> [EXERCISE AIM]
Starting at the first line of the listing below, repeat each line up to and including the one containing "string; date: string;". Leave out pictures.

> [GIVEN MATERIAL]
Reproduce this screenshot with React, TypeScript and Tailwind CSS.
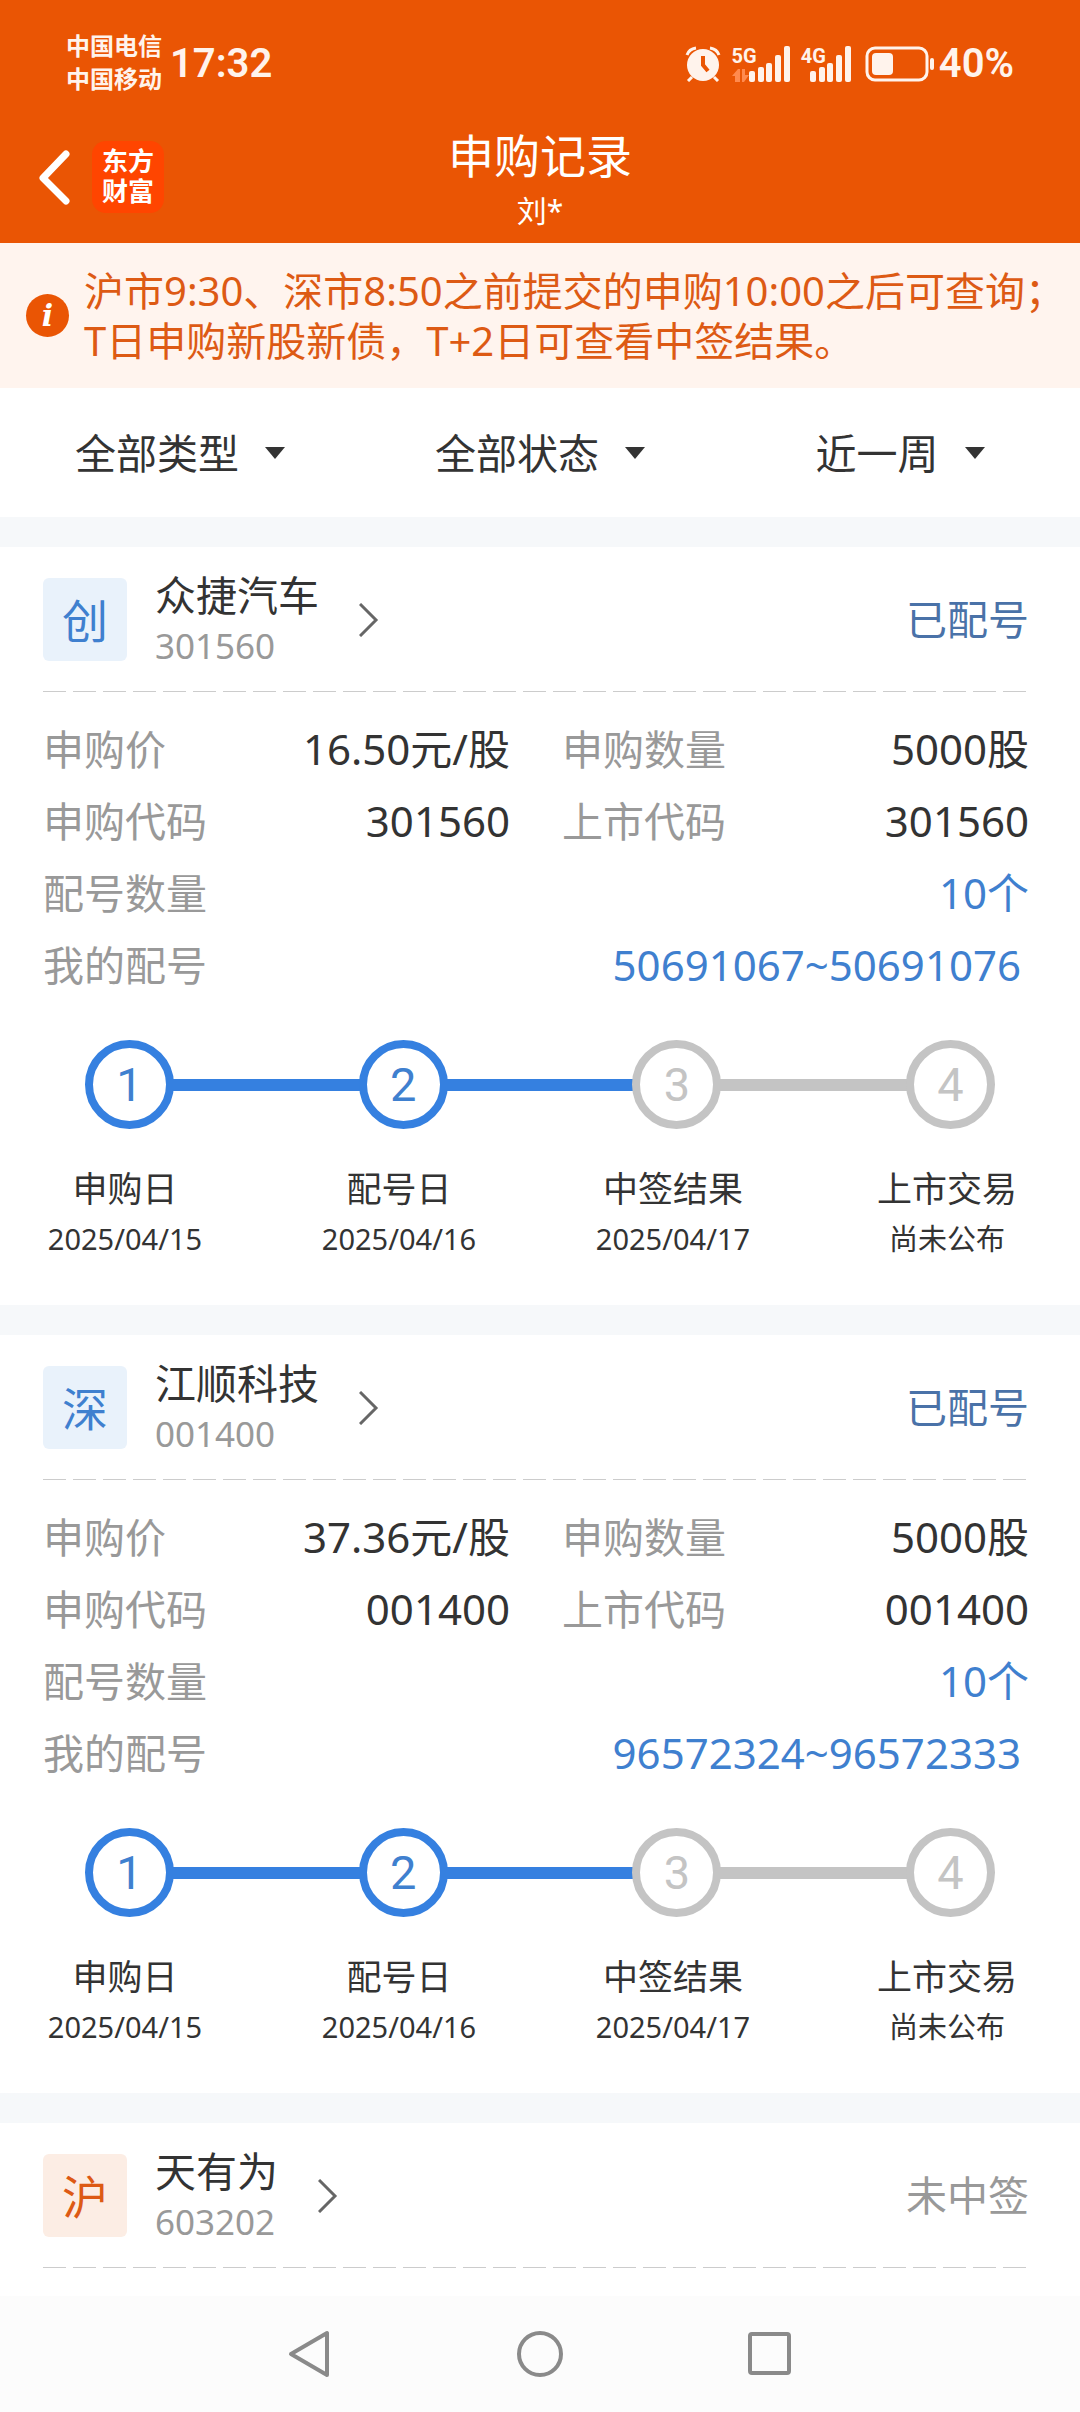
import React, { useState } from 'react';

type Step = { label: string; date: string; done: boolean };

type Subscription = {
    market: string;
    tone: 'blue' | 'orange';
    name: string;
    code: string;
    status: string;
    detail?: {
        price: string;
        amount: string;
        applyCode: string;
        listCode: string;
        allotCount: string;
        allotRange: string;
        steps: Step[];
    };
};

const STEPS: Step[] = [
    { label: '申购日', date: '2025/04/15', done: true },
    { label: '配号日', date: '2025/04/16', done: true },
    { label: '中签结果', date: '2025/04/17', done: false },
    { label: '上市交易', date: '尚未公布', done: false },
];

const RECORDS: Subscription[] = [
    {
        market: '创',
        tone: 'blue',
        name: '众捷汽车',
        code: '301560',
        status: '已配号',
        detail: {
            price: '16.50元/股',
            amount: '5000股',
            applyCode: '301560',
            listCode: '301560',
            allotCount: '10个',
            allotRange: '50691067~50691076',
            steps: STEPS,
        },
    },
    {
        market: '深',
        tone: 'blue',
        name: '江顺科技',
        code: '001400',
        status: '已配号',
        detail: {
            price: '37.36元/股',
            amount: '5000股',
            applyCode: '001400',
            listCode: '001400',
            allotCount: '10个',
            allotRange: '96572324~96572333',
            steps: STEPS,
        },
    },
    { market: '沪', tone: 'orange', name: '天有为', code: '603202', status: '未中签' },
];

const FILTERS = [
    { id: 'type', label: '类型', options: ['全部类型', '新股', '新债'] },
    { id: 'status', label: '状态', options: ['全部状态', '已配号', '已中签', '未中签'] },
    { id: 'range', label: '时间', options: ['近一周', '近一月', '近三月'] },
];

const Signal: React.FC<{ label: string; transfer?: boolean }> = ({ label, transfer }) => (
    <div className="flex items-end">
        <div className="flex h-9 flex-col justify-between">
            <span className="text-[20px] leading-5 font-bold">{label}</span>
            {transfer && (
                <svg width="17" height="13" viewBox="0 0 17 13" fill="#ff8a4e" aria-hidden="true">
                    <path d="M6 0h2v13H3V7H0zM10 0h3v6h4l-5 7h-2z" />
                </svg>
            )}
        </div>
        <svg className={transfer ? '-ml-2' : '-ml-4'} width="41" height="36" viewBox="0 0 41 36" fill="currentColor" aria-hidden="true">
            <rect x="0" y="25" width="6" height="11" rx="2" />
            <rect x="9" y="21" width="6" height="15" rx="2" />
            <rect x="17" y="17" width="6" height="19" rx="2" />
            <rect x="26" y="9" width="6" height="27" rx="2" />
            <rect x="35" y="0" width="6" height="36" rx="2" />
        </svg>
    </div>
);

const StatusBar: React.FC = () => (
    <div className="flex h-32 items-center justify-between px-[66px] font-['Roboto','Noto_Sans_CJK_SC',sans-serif] text-[#fff3ec]">
        <div className="flex items-center gap-2">
            <div className="text-[24px] leading-[33px] font-bold">
                <div>中国电信</div>
                <div>中国移动</div>
            </div>
            <span className="text-[40px] leading-[50px] font-semibold">17:32</span>
        </div>
        <div className="flex items-center gap-3.5">
            <div className="flex items-center gap-[11px]">
                <svg width="36" height="36" viewBox="0 0 36 36" aria-label="闹钟">
                    <circle cx="18" cy="19" r="16" fill="currentColor" />
                    <path d="M2 9Q4 3 11 2M34 9Q32 3 25 2M7 31l-4 4M29 31l4 4" fill="none" stroke="currentColor" strokeWidth="3" />
                    <path d="M18 10v9l5 6" fill="none" stroke="#ea5504" strokeWidth="4" />
                </svg>
                <Signal label="5G" transfer />
                <Signal label="4G" />
            </div>
            <div className="flex items-center gap-1">
                <svg width="70" height="36" viewBox="0 0 70 36" aria-label="电量">
                    <rect x="2" y="2" width="60" height="32" rx="8" fill="none" stroke="currentColor" strokeWidth="3" />
                    <rect x="7" y="7" width="21" height="22" rx="4" fill="currentColor" />
                    <rect x="65" y="12" width="4" height="12" rx="2" fill="currentColor" />
                </svg>
                <span className="text-[40px] leading-[50px] font-semibold">40%</span>
            </div>
        </div>
    </div>
);

const Header: React.FC = () => (
    <header className="bg-[#ea5504] text-white">
        <StatusBar />
        <div className="grid grid-cols-[1fr_auto_1fr] pb-[5px]">
            <div className="flex h-[98px] items-center gap-5 pl-9">
                <button type="button" aria-label="返回">
                    <svg width="36" height="56" viewBox="0 0 36 56" fill="none" stroke="currentColor" strokeWidth="7" strokeLinecap="round" strokeLinejoin="round">
                        <path d="M30 5L7 29l23 23" />
                    </svg>
                </button>
                <div className="flex size-[72px] flex-col items-center justify-center rounded-[14px] bg-[#ff4500] font-['Roboto','Noto_Sans_CJK_SC',sans-serif] text-[26px] leading-[30px] font-bold">
                    <span>东方</span>
                    <span>财富</span>
                </div>
            </div>
            <div className="text-center">
                <h1 className="text-[46px] leading-[55px]">申购记录</h1>
                <p className="text-[30px] leading-[55px]">刘*</p>
            </div>
        </div>
    </header>
);

const Notice: React.FC = () => (
    <div className="flex h-[145px] items-center gap-[15px] bg-[#fff4ee] pl-[26px] text-[#dd5a14]">
        <span className="flex size-[43px] shrink-0 items-center justify-center rounded-full bg-[#ea5504] font-['DejaVu_Serif',serif] text-[30px] leading-[43px] font-bold text-white italic">
            i
        </span>
        <p className="text-[40px] leading-[50px] whitespace-nowrap">
            沪市9:30、深市8:50之前提交的申购10:00之后可查询；
            <br />
            T日申购新股新债，T+2日可查看中签结果。
        </p>
    </div>
);

const Filters: React.FC = () => {
    const [values, setValues] = useState<Record<string, string>>({});

    return (
        <div className="grid h-[129px] grid-cols-3 bg-white">
            {FILTERS.map(filter => (
                <label key={filter.id} className="flex items-center justify-center gap-[26px]">
                    <select
                        aria-label={filter.label}
                        value={values[filter.id] ?? filter.options[0]}
                        onChange={e => setValues(prev => ({ ...prev, [filter.id]: e.target.value }))}
                        className="field-sizing-content appearance-none text-[41px] leading-[60px] text-[#333]"
                    >
                        {filter.options.map(option => (
                            <option key={option}>{option}</option>
                        ))}
                    </select>
                    <svg width="20" height="12" viewBox="0 0 20 12" fill="#333" aria-hidden="true">
                        <path d="M0 0h20L10 12z" />
                    </svg>
                </label>
            ))}
        </div>
    );
};

const Field: React.FC<{ label: string; value: string; wide?: boolean; highlight?: boolean; inset?: boolean }> = ({
    label,
    value,
    wide,
    highlight,
    inset,
}) => (
    <div className={`flex justify-between leading-[72px] ${wide ? 'col-span-2' : ''}`}>
        <dt className="text-[#999]">{label}</dt>
        <dd className={`text-[42px] ${highlight ? 'text-[#3f80cf]' : 'text-[#333]'} ${inset ? 'pr-2' : ''}`}>{value}</dd>
    </div>
);

const Progress: React.FC<{ steps: Step[] }> = ({ steps }) => (
    <div className="pt-[39px]">
        <div className="flex items-center px-[85px]">
            {steps.map((step, i) => (
                <React.Fragment key={step.label}>
                    {i > 0 && <div className={`-mx-px h-3 flex-1 ${steps[i - 1].done ? 'bg-[#3580e0]' : 'bg-[#c4c4c4]'}`} />}
                    <div
                        className={`flex size-[89px] items-center justify-center rounded-full border-8 font-['Roboto',sans-serif] text-[47px] leading-[60px] ${
                            step.done ? 'border-[#3580e0] text-[#3f80cf]' : 'border-[#c4c4c4] text-[#c4c4c4]'
                        }`}
                    >
                        {i + 1}
                    </div>
                </React.Fragment>
            ))}
        </div>
        <ol className="flex justify-between pt-[35px] pr-[45px] pb-[41px] pl-[37px] text-center text-[#333]">
            {steps.map(step => (
                <li key={step.label} className="w-44 leading-[50px]">
                    <div className="text-[35px]">{step.label}</div>
                    <div className="text-[29px]">{step.date}</div>
                </li>
            ))}
        </ol>
    </div>
);

const RecordCard: React.FC<{ record: Subscription }> = ({ record }) => {
    const { detail } = record;

    return (
        <section className="border-t-[30px] border-[#f6f8fa] bg-white text-[41px]">
            <div className="pt-[31px] pr-[51px] pl-[43px]">
                <div className="flex items-center justify-between">
                    <button type="button" className="flex items-center text-left">
                        <span
                            className={`flex h-[83px] w-[84px] items-center justify-center rounded-md text-[46px] leading-[60px] ${
                                record.tone === 'blue' ? 'bg-[#e9f2fb] text-[#3f80cf]' : 'bg-[#fcede4] text-[#dd5a14]'
                            }`}
                        >
                            {record.market}
                        </span>
                        <span className="flex h-[83px] flex-col justify-center pl-7">
                            <span className="leading-[52px] text-[#333]">{record.name}</span>
                            <span className="text-[35px] leading-[50px] text-[#999]">{record.code}</span>
                        </span>
                        <svg className="ml-10" width="20" height="34" viewBox="0 0 20 34" fill="none" stroke="#666" strokeWidth="3" aria-hidden="true">
                            <path d="M1 1l16 16L1 33" />
                        </svg>
                    </button>
                    <span className={detail ? 'text-[#4a72a8]' : 'text-[#999]'}>{record.status}</span>
                </div>
                <div className="mt-[30px] h-px bg-[repeating-linear-gradient(to_right,#ccc_0_23px,transparent_23px_30px)]" />
                {detail ? (
                    <dl className="grid grid-cols-2 gap-x-[52px] pt-[21px]">
                        <Field label="申购价" value={detail.price} />
                        <Field label="申购数量" value={detail.amount} />
                        <Field label="申购代码" value={detail.applyCode} />
                        <Field label="上市代码" value={detail.listCode} />
                        <Field label="配号数量" value={detail.allotCount} wide highlight />
                        <Field label="我的配号" value={detail.allotRange} wide highlight inset />
                    </dl>
                ) : (
                    <div className="h-7" />
                )}
            </div>
            {detail && <Progress steps={detail.steps} />}
        </section>
    );
};

const SystemNav: React.FC = () => (
    <nav className="flex h-[116px] items-center justify-center gap-[182px] bg-[#fcfcfc] text-[#8a8a8a]">
        <button type="button" aria-label="后退">
            <svg width="48" height="48" viewBox="0 0 48 48" fill="none" stroke="currentColor" strokeWidth="4" strokeLinejoin="round">
                <path d="M41 3v42L5 24z" />
            </svg>
        </button>
        <button type="button" aria-label="主页">
            <svg width="48" height="48" viewBox="0 0 48 48" fill="none" stroke="currentColor" strokeWidth="4">
                <circle cx="24" cy="24" r="21" />
            </svg>
        </button>
        <button type="button" aria-label="最近任务">
            <svg width="48" height="48" viewBox="0 0 48 48" fill="none" stroke="currentColor" strokeWidth="4">
                <rect x="4" y="4" width="39" height="39" rx="2" />
            </svg>
        </button>
    </nav>
);

const App: React.FC = () => (
    <div className="flex min-h-screen flex-col bg-white font-['Noto_Sans','Noto_Sans_CJK_SC',sans-serif]">
        <Header />
        <Notice />
        <Filters />
        <main className="flex-1">
            {RECORDS.map(record => (
                <RecordCard key={record.code} record={record} />
            ))}
        </main>
        <SystemNav />
    </div>
);

export default App;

> [TASK SOLUTION]
Reproduce this screenshot with React, TypeScript and Tailwind CSS.
import React, { useState } from 'react';

type Step = { label: string; date: string; done: boolean };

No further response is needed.